*Exercise details*. Repeat the material verbatim and drop the pictures.

*Supplied data*.

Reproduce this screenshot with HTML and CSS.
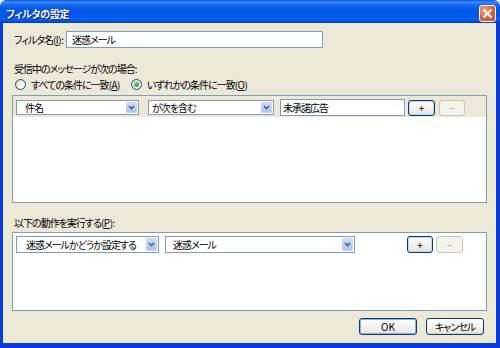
FILE: index.html
```html
<!DOCTYPE html>
<html lang="ja">
<head>
<meta charset="utf-8">
<title>フィルタの設定</title>
<link rel="stylesheet" href="styles.css">
</head>
<body>
<div class="window">
  <div class="titlebar">
    <span class="title">フィルタの設定</span>
    <span class="close"><svg width="9" height="9" viewBox="0 0 9 9"><path d="M1 1 L8 8 M8 1 L1 8" stroke="#fff" stroke-width="2" stroke-linecap="square"/></svg></span>
  </div>
  <div class="frame">
    <div class="client">
      <div class="name-row">
        <span class="name-lbl">フィルタ名<span class="ak">(<u>I</u>):</span></span>
        <div class="textbox name-box">迷惑メール</div>
      </div>
      <div class="lbl lbl1">受信中のメッセージが次の場合:</div>
      <div class="radios">
        <div class="radio r1"><span class="rb"></span><span>すべての条件に一致<span class="ak">(<u>A</u>)</span></span></div>
        <div class="radio"><span class="rb on"><span class="dot"></span></span><span>いずれかの条件に一致<span class="ak">(<u>O</u>)</span></span></div>
      </div>
      <div class="panel panel1">
        <div class="head">
          <div class="sel s11"><span class="txt">件名</span><span class="dd"><svg width="7" height="5" viewBox="0 0 7 5"><path d="M1 1 L3.5 3.5 L6 1" stroke="#4D6185" stroke-width="1.6" fill="none"/></svg></span></div>
          <div class="sel s12"><span class="txt">が次を含む</span><span class="dd"><svg width="7" height="5" viewBox="0 0 7 5"><path d="M1 1 L3.5 3.5 L6 1" stroke="#4D6185" stroke-width="1.6" fill="none"/></svg></span></div>
          <div class="textbox val-box">未承諾広告</div>
          <div class="btn small def p1">+</div>
          <div class="btn small dis">−</div>
        </div>
      </div>
      <div class="lbl lbl2">以下の動作を実行する<span class="ak">(<u>P</u>):</span></div>
      <div class="panel panel2">
        <div class="row">
          <div class="sel s21"><span class="txt">迷惑メールかどうか設定する</span><span class="dd"><svg width="7" height="5" viewBox="0 0 7 5"><path d="M1 1 L3.5 3.5 L6 1" stroke="#4D6185" stroke-width="1.6" fill="none"/></svg></span></div>
          <div class="sel s22"><span class="txt">迷惑メール</span><span class="dd"><svg width="7" height="5" viewBox="0 0 7 5"><path d="M1 1 L3.5 3.5 L6 1" stroke="#4D6185" stroke-width="1.6" fill="none"/></svg></span></div>
          <div class="btn small def p2">+</div>
          <div class="btn small dis m2">−</div>
        </div>
      </div>
      <div class="footer">
        <div class="btn big def ok">OK</div>
        <div class="btn big">キャンセル</div>
      </div>
    </div>
  </div>
</div>
</body>
</html>
```

FILE: styles.css
```css
* { box-sizing: border-box; margin: 0; padding: 0; }
html, body { width: 500px; height: 348px; overflow: hidden; background: #fff; }
body {
  font-family: "Noto Sans CJK JP", "Noto Sans", sans-serif;
  font-size: 10px;
  line-height: 12px;
  letter-spacing: -1px;
  font-feature-settings: "palt";
  color: #000;
  white-space: nowrap;
}
u { text-decoration: underline; text-underline-offset: 1px; }
.ak { letter-spacing: -0.5px; }

.window { width: 500px; height: 348px; display: flex; flex-direction: column; }

.titlebar {
  height: 23px;
  flex: none;
  display: flex;
  align-items: flex-start;
  justify-content: space-between;
  padding: 5px 4px 0 6px;
  border-radius: 6px 6px 0 0;
  background: linear-gradient(to bottom, #0A4FD8 0px, #3D8BFA 2px, #1767F0 5px, #0056E6 10px, #0057EA 16px, #0A63F2 19px, #0049D2 22px, #003EC0 23px);
}
.title {
  color: #fff;
  font-weight: bold;
  font-size: 10px;
  letter-spacing: -0.3px;
  line-height: 13px;
  margin-top: 2px;
  text-shadow: 1px 1px 0 #0A1E8C;
}
.close {
  width: 17px;
  height: 17px;
  border: 1px solid #fff;
  border-radius: 3px;
  background: radial-gradient(circle at 30% 30%, #F0A58A 0%, #E2683F 45%, #C8401B 100%);
  display: flex;
  align-items: center;
  justify-content: center;
}

.frame {
  flex: 1;
  display: flex;
  border-left: 3px solid #0A3EDC;
  border-right: 4px solid #0A3EDC;
  border-bottom: 5px solid #0A3EDC;
}
.client {
  flex: 1;
  background: #ECE9D8;
  padding: 8px 9px 0 9px;
  display: flex;
  flex-direction: column;
}

.name-row { display: flex; align-items: center; height: 17px; padding-left: 2px; }
.name-lbl { width: 52px; }
.textbox {
  height: 17px;
  border: 1px solid #7F9DB9;
  background: #fff;
  line-height: 15px;
}
.name-box { width: 257px; padding-left: 5px; }

.lbl { padding-left: 2px; height: 12px; }
.lbl1 { margin-top: 15px; }
.lbl2 { margin-top: 14px; }

.radios { margin-top: 3px; height: 13px; display: flex; align-items: center; padding-left: 3px; }
.radio { display: flex; align-items: center; gap: 5px; }
.r1 { width: 116px; }
.rb {
  width: 11px;
  height: 11px;
  flex: none;
  border-radius: 50%;
  border: 1px solid #1C5180;
  background: radial-gradient(circle at 65% 65%, #fff 0%, #F2F1EA 40%, #D5D2C4 100%);
  display: flex;
  align-items: center;
  justify-content: center;
}
.dot {
  width: 5px;
  height: 5px;
  border-radius: 50%;
  background: radial-gradient(circle at 35% 35%, #7BE07B 0%, #2DAB2D 55%, #188C18 100%);
}

.panel { border: 1px solid #7F9DB9; background: #fff; }
.panel1 { margin-top: 4px; height: 108px; }
.panel2 { margin-top: 3px; height: 79px; }

.head {
  height: 21px;
  background: #ECE9D8;
  display: flex;
  align-items: center;
  padding: 2px 0 0 3px;
}
.row { display: flex; align-items: center; padding: 3px 0 0 3px; }

.sel {
  display: flex;
  align-items: center;
  border: 1px solid #7F9DB9;
  background: #fff;
}
.sel .txt { flex: 1; min-width: 0; line-height: 12px; }
.dd {
  width: 11px;
  flex: none;
  align-self: stretch;
  margin: 1px;
  border-radius: 1px;
  background: linear-gradient(to bottom, #D2DFFC 0%, #B9CDF7 50%, #AEC5F5 100%);
  border: 1px solid #C4D4F8;
  display: flex;
  align-items: center;
  justify-content: center;
}
.s11 { width: 123px; height: 15px; margin-right: 9px; padding-left: 8px; }
.s12 { width: 126px; height: 15px; margin-right: 6px; padding-left: 3px; }
.val-box { width: 125px; margin-right: 3px; padding-left: 2px; }
.s21 { width: 143px; height: 17px; margin-right: 6px; padding-left: 9px; }
.s22 { width: 190px; height: 17px; padding-left: 7px; }

.btn {
  display: flex;
  align-items: center;
  justify-content: center;
  border: 1px solid #003C74;
  border-radius: 3px;
  letter-spacing: 0;
  background: linear-gradient(to bottom, #FFFFFF 0%, #F4F3EE 50%, #ECEAE2 85%, #D8D2C6 100%);
}
.small { height: 16px; }
.p1 { width: 27px; margin-right: 4px; }
.p2 { width: 26px; margin-left: 52px; margin-right: 3px; height: 17px; }
.dis {
  width: 26px;
  border-color: #C9C7BA;
  background: #F5F4EA;
  color: #ACA899;
}
.m2 { width: 27px; height: 17px; }
.def { box-shadow: inset 0 0 0 1px #C2D4F5; }

.footer {
  display: flex;
  justify-content: flex-end;
  gap: 9px;
  margin-top: 7px;
  padding-right: 3px;
}
.big { width: 58px; height: 17px; }
.big:last-child { letter-spacing: -1px; }
.ok { box-shadow: inset 0 0 0 1px #8FB2EE; }
```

*Result of the task*.
Reproduce this screenshot with HTML and CSS.
FILE: index.html
```html
<!DOCTYPE html>
<html lang="ja">
<head>
<meta charset="utf-8">
<title>フィルタの設定</title>
<link rel="stylesheet" href="styles.css">
</head>
<body>
<div class="window">
  <div class="titlebar">
    <span class="title">フィルタの設定</span>
    <span class="close"><svg width="9" height="9" viewBox="0 0 9 9"><path d="M1 1 L8 8 M8 1 L1 8" stroke="#fff" stroke-width="2" stroke-linecap="square"/></svg></span>
  </div>
  <div class="frame">
    <div class="client">
      <div class="name-row">
        <span class="name-lbl">フィルタ名<span class="ak">(<u>I</u>):</span></span>
        <div class="textbox name-box">迷惑メール</div>
      </div>
      <div class="lbl lbl1">受信中のメッセージが次の場合:</div>
      <div class="radios">
        <div class="radio r1"><span class="rb"></span><span>すべての条件に一致<span class="ak">(<u>A</u>)</span></span></div>
        <div class="radio"><span class="rb on"><span class="dot"></span></span><span>いずれかの条件に一致<span class="ak">(<u>O</u>)</span></span></div>
      </div>
      <div class="panel panel1">
        <div class="head">
          <div class="sel s11"><span class="txt">件名</span><span class="dd"><svg width="7" height="5" viewBox="0 0 7 5"><path d="M1 1 L3.5 3.5 L6 1" stroke="#4D6185" stroke-width="1.6" fill="none"/></svg></span></div>
          <div class="sel s12"><span class="txt">が次を含む</span><span class="dd"><svg width="7" height="5" viewBox="0 0 7 5"><path d="M1 1 L3.5 3.5 L6 1" stroke="#4D6185" stroke-width="1.6" fill="none"/></svg></span></div>
          <div class="textbox val-box">未承諾広告</div>
          <div class="btn small def p1">+</div>
          <div class="btn small dis">−</div>
        </div>
      </div>
      <div class="lbl lbl2">以下の動作を実行する<span class="ak">(<u>P</u>):</span></div>
      <div class="panel panel2">
        <div class="row">
          <div class="sel s21"><span class="txt">迷惑メールかどうか設定する</span><span class="dd"><svg width="7" height="5" viewBox="0 0 7 5"><path d="M1 1 L3.5 3.5 L6 1" stroke="#4D6185" stroke-width="1.6" fill="none"/></svg></span></div>
          <div class="sel s22"><span class="txt">迷惑メール</span><span class="dd"><svg width="7" height="5" viewBox="0 0 7 5"><path d="M1 1 L3.5 3.5 L6 1" stroke="#4D6185" stroke-width="1.6" fill="none"/></svg></span></div>
          <div class="btn small def p2">+</div>
          <div class="btn small dis m2">−</div>
        </div>
      </div>
      <div class="footer">
        <div class="btn big def ok">OK</div>
        <div class="btn big">キャンセル</div>
      </div>
    </div>
  </div>
</div>
</body>
</html>
```

FILE: styles.css
```css
* { box-sizing: border-box; margin: 0; padding: 0; }
html, body { width: 500px; height: 348px; overflow: hidden; background: #fff; }
body {
  font-family: "Noto Sans CJK JP", "Noto Sans", sans-serif;
  font-size: 10px;
  line-height: 12px;
  letter-spacing: -1px;
  font-feature-settings: "palt";
  color: #000;
  white-space: nowrap;
}
u { text-decoration: underline; text-underline-offset: 1px; }
.ak { letter-spacing: -0.5px; }

.window { width: 500px; height: 348px; display: flex; flex-direction: column; }

.titlebar {
  height: 23px;
  flex: none;
  display: flex;
  align-items: flex-start;
  justify-content: space-between;
  padding: 5px 4px 0 6px;
  border-radius: 6px 6px 0 0;
  background: linear-gradient(to bottom, #0A4FD8 0px, #3D8BFA 2px, #1767F0 5px, #0056E6 10px, #0057EA 16px, #0A63F2 19px, #0049D2 22px, #003EC0 23px);
}
.title {
  color: #fff;
  font-weight: bold;
  font-size: 10px;
  letter-spacing: -0.3px;
  line-height: 13px;
  margin-top: 2px;
  text-shadow: 1px 1px 0 #0A1E8C;
}
.close {
  width: 17px;
  height: 17px;
  border: 1px solid #fff;
  border-radius: 3px;
  background: radial-gradient(circle at 30% 30%, #F0A58A 0%, #E2683F 45%, #C8401B 100%);
  display: flex;
  align-items: center;
  justify-content: center;
}

.frame {
  flex: 1;
  display: flex;
  border-left: 3px solid #0A3EDC;
  border-right: 4px solid #0A3EDC;
  border-bottom: 5px solid #0A3EDC;
}
.client {
  flex: 1;
  background: #ECE9D8;
  padding: 8px 9px 0 9px;
  display: flex;
  flex-direction: column;
}

.name-row { display: flex; align-items: center; height: 17px; padding-left: 2px; }
.name-lbl { width: 52px; }
.textbox {
  height: 17px;
  border: 1px solid #7F9DB9;
  background: #fff;
  line-height: 15px;
}
.name-box { width: 257px; padding-left: 5px; }

.lbl { padding-left: 2px; height: 12px; }
.lbl1 { margin-top: 15px; }
.lbl2 { margin-top: 14px; }

.radios { margin-top: 3px; height: 13px; display: flex; align-items: center; padding-left: 3px; }
.radio { display: flex; align-items: center; gap: 5px; }
.r1 { width: 116px; }
.rb {
  width: 11px;
  height: 11px;
  flex: none;
  border-radius: 50%;
  border: 1px solid #1C5180;
  background: radial-gradient(circle at 65% 65%, #fff 0%, #F2F1EA 40%, #D5D2C4 100%);
  display: flex;
  align-items: center;
  justify-content: center;
}
.dot {
  width: 5px;
  height: 5px;
  border-radius: 50%;
  background: radial-gradient(circle at 35% 35%, #7BE07B 0%, #2DAB2D 55%, #188C18 100%);
}

.panel { border: 1px solid #7F9DB9; background: #fff; }
.panel1 { margin-top: 4px; height: 108px; }
.panel2 { margin-top: 3px; height: 79px; }

.head {
  height: 21px;
  background: #ECE9D8;
  display: flex;
  align-items: center;
  padding: 2px 0 0 3px;
}
.row { display: flex; align-items: center; padding: 3px 0 0 3px; }

.sel {
  display: flex;
  align-items: center;
  border: 1px solid #7F9DB9;
  background: #fff;
}
.sel .txt { flex: 1; min-width: 0; line-height: 12px; }
.dd {
  width: 11px;
  flex: none;
  align-self: stretch;
  margin: 1px;
  border-radius: 1px;
  background: linear-gradient(to bottom, #D2DFFC 0%, #B9CDF7 50%, #AEC5F5 100%);
  border: 1px solid #C4D4F8;
  display: flex;
  align-items: center;
  justify-content: center;
}
.s11 { width: 123px; height: 15px; margin-right: 9px; padding-left: 8px; }
.s12 { width: 126px; height: 15px; margin-right: 6px; padding-left: 3px; }
.val-box { width: 125px; margin-right: 3px; padding-left: 2px; }
.s21 { width: 143px; height: 17px; margin-right: 6px; padding-left: 9px; }
.s22 { width: 190px; height: 17px; padding-left: 7px; }

.btn {
  display: flex;
  align-items: center;
  justify-content: center;
  border: 1px solid #003C74;
  border-radius: 3px;
  letter-spacing: 0;
  background: linear-gradient(to bottom, #FFFFFF 0%, #F4F3EE 50%, #ECEAE2 85%, #D8D2C6 100%);
}
.small { height: 16px; }
.p1 { width: 27px; margin-right: 4px; }
.p2 { width: 26px; margin-left: 52px; margin-right: 3px; height: 17px; }
.dis {
  width: 26px;
  border-color: #C9C7BA;
  background: #F5F4EA;
  color: #ACA899;
}
.m2 { width: 27px; height: 17px; }
.def { box-shadow: inset 0 0 0 1px #C2D4F5; }

.footer {
  display: flex;
  justify-content: flex-end;
  gap: 9px;
  margin-top: 7px;
  padding-right: 3px;
}
.big { width: 58px; height: 17px; }
.big:last-child { letter-spacing: -1px; }
.ok { box-shadow: inset 0 0 0 1px #8FB2EE; }
```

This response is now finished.